=== What the task asks ===
Go through the listing below and list every line with "styles".

=== Data block ===
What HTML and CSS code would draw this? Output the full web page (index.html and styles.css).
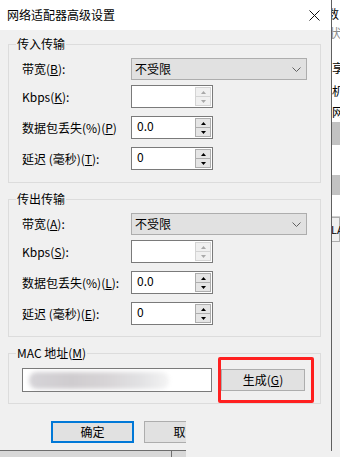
FILE: index.html
```html
<!DOCTYPE html>
<html>
<head>
<title>网络适配器高级设置</title>
<link rel="stylesheet" href="styles.css">
</head>
<body>
<div class="desk">
  <div class="dialog">
    <div class="titlebar">
      <span class="title">网络适配器高级设置</span>
      <svg class="close" width="11" height="11" viewBox="0 0 11 11"><path d="M0.5 0.5L10.5 10.5M10.5 0.5L0.5 10.5" stroke="#111" stroke-width="1" fill="none"/></svg>
    </div>
    <div class="body">
      <fieldset class="group">
        <legend>传入传输</legend>
        <div class="row row-select">
          <label>带宽(<u>B</u>):</label>
          <div class="select"><span>不受限</span><svg width="9" height="5" viewBox="0 0 9 5"><path d="M0.5 0.5L4.5 4.5L8.5 0.5" stroke="#606060" fill="none"/></svg></div>
        </div>
        <div class="row">
          <label>Kbps(<u>K</u>):</label>
          <div class="spin"><span class="spin-val"></span><span class="spin-btns off"><i><svg width="5" height="3"><path d="M0 3L2.5 0L5 3Z"/></svg></i><i><svg width="5" height="3"><path d="M0 0L2.5 3L5 0Z"/></svg></i></span></div>
        </div>
        <div class="row">
          <label>数据包丢失(%)(<u>P</u>)</label>
          <div class="spin"><span class="spin-val">0.0</span><span class="spin-btns"><i><svg width="5" height="3"><path d="M0 3L2.5 0L5 3Z"/></svg></i><i><svg width="5" height="3"><path d="M0 0L2.5 3L5 0Z"/></svg></i></span></div>
        </div>
        <div class="row">
          <label>延迟 (毫秒)(<u>T</u>):</label>
          <div class="spin"><span class="spin-val">0</span><span class="spin-btns"><i><svg width="5" height="3"><path d="M0 3L2.5 0L5 3Z"/></svg></i><i><svg width="5" height="3"><path d="M0 0L2.5 3L5 0Z"/></svg></i></span></div>
        </div>
      </fieldset>

      <fieldset class="group">
        <legend>传出传输</legend>
        <div class="row row-select">
          <label>带宽(<u>A</u>):</label>
          <div class="select"><span>不受限</span><svg width="9" height="5" viewBox="0 0 9 5"><path d="M0.5 0.5L4.5 4.5L8.5 0.5" stroke="#606060" fill="none"/></svg></div>
        </div>
        <div class="row">
          <label>Kbps(<u>S</u>):</label>
          <div class="spin"><span class="spin-val"></span><span class="spin-btns off"><i><svg width="5" height="3"><path d="M0 3L2.5 0L5 3Z"/></svg></i><i><svg width="5" height="3"><path d="M0 0L2.5 3L5 0Z"/></svg></i></span></div>
        </div>
        <div class="row">
          <label>数据包丢失(%)(<u>L</u>):</label>
          <div class="spin"><span class="spin-val">0.0</span><span class="spin-btns"><i><svg width="5" height="3"><path d="M0 3L2.5 0L5 3Z"/></svg></i><i><svg width="5" height="3"><path d="M0 0L2.5 3L5 0Z"/></svg></i></span></div>
        </div>
        <div class="row">
          <label>延迟 (毫秒)(<u>E</u>):</label>
          <div class="spin"><span class="spin-val">0</span><span class="spin-btns"><i><svg width="5" height="3"><path d="M0 3L2.5 0L5 3Z"/></svg></i><i><svg width="5" height="3"><path d="M0 0L2.5 3L5 0Z"/></svg></i></span></div>
        </div>
      </fieldset>

      <fieldset class="group group-mac">
        <legend>MAC 地址(<u>M</u>)</legend>
        <div class="mac-row">
          <div class="mac-input"><div class="mac-blur"></div></div>
          <div class="btn btn-gen">生成(<u>G</u>)<span class="mark"></span></div>
        </div>
      </fieldset>
    </div>
    <div class="footer">
      <div class="btn btn-ok">确定</div>
      <div class="btn">取消</div>
    </div>
  </div>
  <div class="behind">
    <span class="bg-line l1">数</span>
    <span class="bg-line l2">状</span>
    <span class="bg-line l3">享</span>
    <span class="bg-line l4">机</span>
    <span class="bg-line l5">网</span>
    <span class="bg-band b1"></span>
    <span class="bg-gap g1"></span>
    <span class="bg-band b2"></span>
    <span class="bg-gap g2"></span>
    <span class="bg-box">LAN</span>
    <span class="bg-rest"></span>
  </div>
</div>
<div class="under"><div class="under-left"></div></div>
<div class="cover"></div>
</body>
</html>
```

FILE: styles.css
```css
body {
    margin: 0;
    width: 340px;
    height: 457px;
    overflow: hidden;
    position: relative;
    background: #f0f0f0;
    color: #000;
    font-family: "Noto Sans CJK SC", "Microsoft YaHei", sans-serif;
    font-size: 12px;
    line-height: 16px;
}

.desk {
    display: flex;
    height: 451px;
}

.dialog {
    width: 331px;
    height: 450px;
    flex: none;
    display: flex;
    flex-direction: column;
    background: #f0f0f0;
    border-right: 1px solid #5f5f5f;
    border-bottom: 1px solid #6d6d6d;
}

.titlebar {
    height: 30px;
    flex: none;
    background: #fff;
    display: flex;
    align-items: center;
    justify-content: space-between;
    padding: 0 11px 0 7px;
}

.body {
    padding: 6px 10px 0 8px;
}

.group {
    margin: 0;
    min-width: 0;
    padding: 6px 12px 12px 13px;
    border: 1px solid #dcdcdc;
}
.group + .group {
    margin-top: 8px;
}
.group:nth-child(2) {
    padding-bottom: 11px;
}
.group legend {
    margin-left: -6px;
    padding: 0 1px;
    line-height: 16px;
}

.row {
    display: flex;
    align-items: center;
    height: 23px;
    margin-top: 8px;
}
.row-select {
    height: 22px;
    margin-top: 0;
}
.row-select + .row {
    margin-top: 5px;
}
.row label {
    width: 109px;
    flex: none;
    white-space: nowrap;
}

.select {
    width: 176px;
    height: 22px;
    box-sizing: border-box;
    border: 1px solid #adadad;
    background: #e1e1e1;
    display: flex;
    align-items: center;
    justify-content: space-between;
    padding: 0 5px 0 3px;
}

.spin {
    width: 82px;
    height: 23px;
    box-sizing: border-box;
    border: 1px solid #7a7a7a;
    background: #fff;
    display: flex;
}
.spin-val {
    flex: 1;
    padding: 1px 0 0 5px;
}
.spin-btns {
    width: 17px;
    box-sizing: border-box;
    padding: 1px 1px 1px 0;
    display: flex;
    flex-direction: column;
}
.spin-btns i {
    flex: 1;
    display: flex;
    align-items: center;
    justify-content: center;
    border: 1px solid #adadad;
    background: #e5e5e5;
    fill: #000;
}
.spin-btns i + i {
    margin-top: -1px;
}
.spin-btns.off i {
    border-color: #d4d4d4;
    background: #f0f0f0;
    fill: #a8a8a8;
}

.group-mac {
    padding: 7px 12px 11px 13px;
}
.mac-row {
    display: flex;
    align-items: center;
    height: 24px;
}
.mac-input {
    width: 190px;
    height: 24px;
    box-sizing: border-box;
    border: 1px solid #7a7a7a;
    background: #fff;
    overflow: hidden;
    display: flex;
    align-items: center;
}
.mac-blur {
    width: 140px;
    height: 17px;
    margin-left: 6px;
    border-radius: 8px;
    background: linear-gradient(90deg, #d6d4d8 0%, #cfcccf 30%, #d7d4d6 55%, #e2e2e4 80%, #f4f4f4 100%);
    filter: blur(2px);
}

.btn {
    width: 83px;
    height: 22px;
    box-sizing: border-box;
    border: 1px solid #adadad;
    background: #e1e1e1;
    display: flex;
    align-items: center;
    justify-content: center;
    flex: none;
}
.btn-gen {
    width: 84px;
    margin-left: 9px;
    position: relative;
}
.mark {
    position: absolute;
    top: -13px;
    bottom: -13px;
    left: -4px;
    right: -10px;
    border: 3px solid #ff2020;
    border-radius: 2px;
}
.btn-ok {
    border: 2px solid #0078d7;
}

.footer {
    display: flex;
    gap: 10px;
    padding: 17px 0 0 51px;
}

.behind {
    flex: 1;
    display: flex;
    flex-direction: column;
    overflow: hidden;
    background: #fff;
    white-space: nowrap;
}
.bg-line {
    height: 23px;
    line-height: 23px;
}
.l1 {
    height: 25px;
    line-height: 28px;
    margin-left: -5px;
}
.l2 {
    height: 31px;
    line-height: 16px;
    color: #8a8a8a;
    margin-left: -3px;
}
.l3, .l4, .l5 {
    margin-left: 0;
}
.l5 {
    height: 20px;
    line-height: 20px;
}
.bg-band {
    background: #c2c2c2;
}
.b1 {
    height: 23px;
}
.b2 {
    height: 20px;
}
.g1 {
    height: 30px;
}
.g2 {
    height: 22px;
    border-bottom: 1px solid #d0d0d0;
    box-sizing: border-box;
}
.bg-box {
    height: 23px;
    line-height: 23px;
    margin-left: -2px;
    border: 1px solid #adadad;
    background: #f0f0f0;
    font-size: 11px;
}
.bg-rest {
    flex: 1;
    background: #f0f0f0;
}

.under {
    height: 6px;
    background: #f0f0f0;
}
.under-left {
    width: 186px;
    height: 6px;
    background: linear-gradient(90deg, #d8d8d8 171px, #6f6f6f 171px, #6f6f6f 172px, #d8d8d8 172px);
}

.cover {
    position: absolute;
    left: 186px;
    top: 418px;
    width: 145px;
    height: 39px;
    background: #f0f0f0;
}
```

=== Answer for the task ===
What HTML and CSS code would draw this? Output the full web page (index.html and styles.css).
<link rel="stylesheet" href="styles.css">
FILE: styles.css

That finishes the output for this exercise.